Essential lyric: I only say I’m sorry when I’m wrong now // I only run the air when it’s warm out // I only text the friends that I like now



38

Jack Symes, ‘Cool God’

2019

WRITER(S): Jack Symes


Not the only song on this list to address the divine, but probably the one to go about it most directly.  Indie folk singer-songwriter Symes turns in a gently heartbreaking inquiry to the big man upstairs, and his answers, or lack thereof, come up wanting.  Evoking the murders of cultural icons John F. Kennedy and Marvin Gaye to tap into our sense of shared, inherited grief becomes a brilliant bridge choice to connect the personal to the sensational to the biblical.  From an album recorded in a converted Spartan trailer on the coastal bluffs of Santa Barbara, the entire ethos of the song drips with shaggy, hopeful mortality.  


Essential lyric:  And what’s the point of forgiving // us for the sins we won’t stop making? // It must take up your time



37

Miley Cyrus, ‘Jaded’

2023

WRITER(S): Sarah Aarons, Miley Cyrus, Greg Kurstin


Miley Cyrus has always been a chameleon.  She started her career by playing two people on Hannah Montana— an everyday “Girl Next Door” + a teenage pop star.  She has since gone on to be Bangerz Miley, the rebel Country Music queen inherit Miley, and on “Jaded” she is Miley as filtered through the sound and soul of Melissa Etheridge.  It is powerful and anthemic.  It’s maybe the best version of Miley yet.  
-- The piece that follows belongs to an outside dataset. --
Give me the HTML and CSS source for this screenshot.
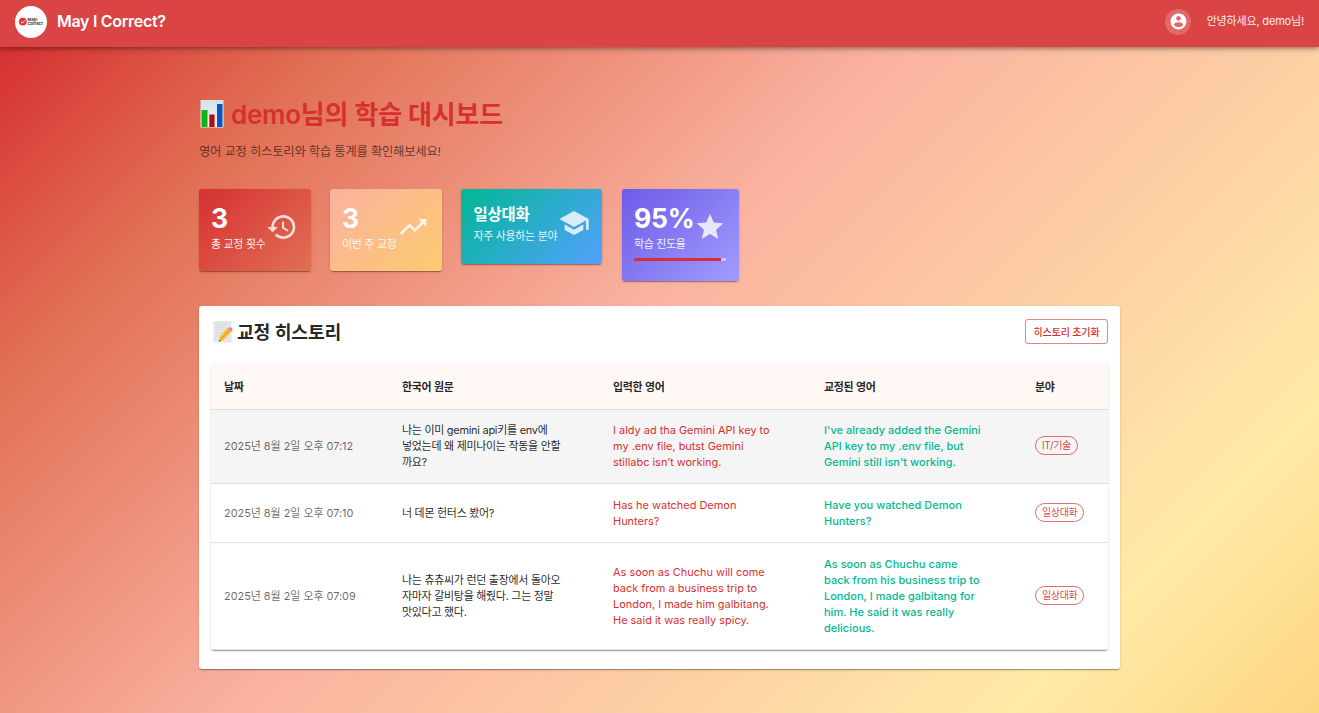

Essential lyric: It’s a fuckin’ shame that it ended like that // You broke your own heart // But you’d never say that



36

James Vincent McMorrow, ‘Red Dust’

2013

WRITER(S): James Vincent McMorrow


Beginning his musical journey behind the drum kit at 15 playing mostly metal, it wasn’t until his later teens that JMV “…started listening to older music from the 50's-70's, and learning guitar, piano.  Then I heard a Donny Hathaway song called ‘I Love You More Than You Will Ever Know’ and it made me want to start singing.”  “Red Dust” makes it difficult to imagine a world where McMorrow didn’t find his voice.  Like a prayer delivered softly to the stars, freezing and shimmering in the atmosphere.


Essential lyric: Sometimes my hands // They don’t feel like my own // I need someone to love // I need someone to hold



35

Topaz Jones, ‘Herringbone’

2021

WRITER(S): Alissia Benveniste, Jack Hallenback, Scott James, George David Brandon Jones



The first time I heard Topaz Jones’ “Herringbone” it reminded me of the first time I heard Frank Ocean’s solo music.  It was there in the way they both coupled cultural confidence with sensitive masculinity.  In the soulfully pitched vocals alongside croon-able choruses and effervescent rap flows.  But I’m not accusing Mr. Jones of being a copycat— rather a descendant, as we all are to our musical ancestors.  Jones understands the importance of lineage.  On the outro of other album single “Black Tame” Jones samples a matriarch discussing birth order, and here on “Herringbone” the entire conversation revolves around family gathering and dynamic. 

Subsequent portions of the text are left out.